Creating PBR Materials for Unity
In an earlier post, I wrote about how to pack textures in different channels, and how to set up a PBR material for Unity’s Standard Shader.
In this post, I would like to share a node setup I made for Substance Designer, to speed up material export to Unity.
When I first bashed together these nodes, I didn’t know much about exposing settings and creating conditions and buttons. I manually connected all the necessary conversion nodes for each project, and by some time, I realized I’m wasting my own production time by repeating things over and over.
I knew that Substance is capable of creating incredible generators, and other artist tools that save you time so you can focus on the creative process, rather than playing connect-the-dots.
Custom material converter and template
First, let me introduce the node setup for the Unity Converter node. Currently, it can receive six types of texture maps.
- The base color is merged with the opacity mask, to create Albedo.
- Normal maps are converted from DirectX to OpenGL format.
- Roughness is inverted, then merged.
- Metallic is merged into a combined map.
- Ambient Occlusion is merged the same way.
- Height is converted to sRGB format.
After everything is set, the node creates exports that are corresponding to Unity’s shader needs. By plugging your PBR material to this node, I didn’t have to make the conversions manually.

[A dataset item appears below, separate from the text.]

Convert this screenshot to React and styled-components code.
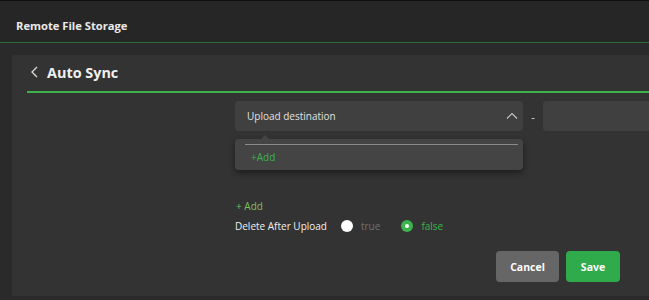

Mesh Materials vs. Terrain Materials
The converter can work in two modes: mesh material mode and terrain material mode. The former is the default usage, this one we know well already. The terrain material mode creates textures suitable for Unity’s built-in terrain shader. This needs two texture maps: Albedo and Normal. Within the alpha channel of the Albedo, the shader looks for a smoothness map. You can toggle between these modes in the node Instance Parameters, under Albedo Merge. In addition, you can choose to use opacity and ambient occlusion, or not with these simple buttons.
Here you can see the basic custom template I made for exporting to Unity. After I have a PBR Material I want to use in Unity, I just drag it into this template, plug, and it’s ready for export. You can view the inputs separately by pressing [1].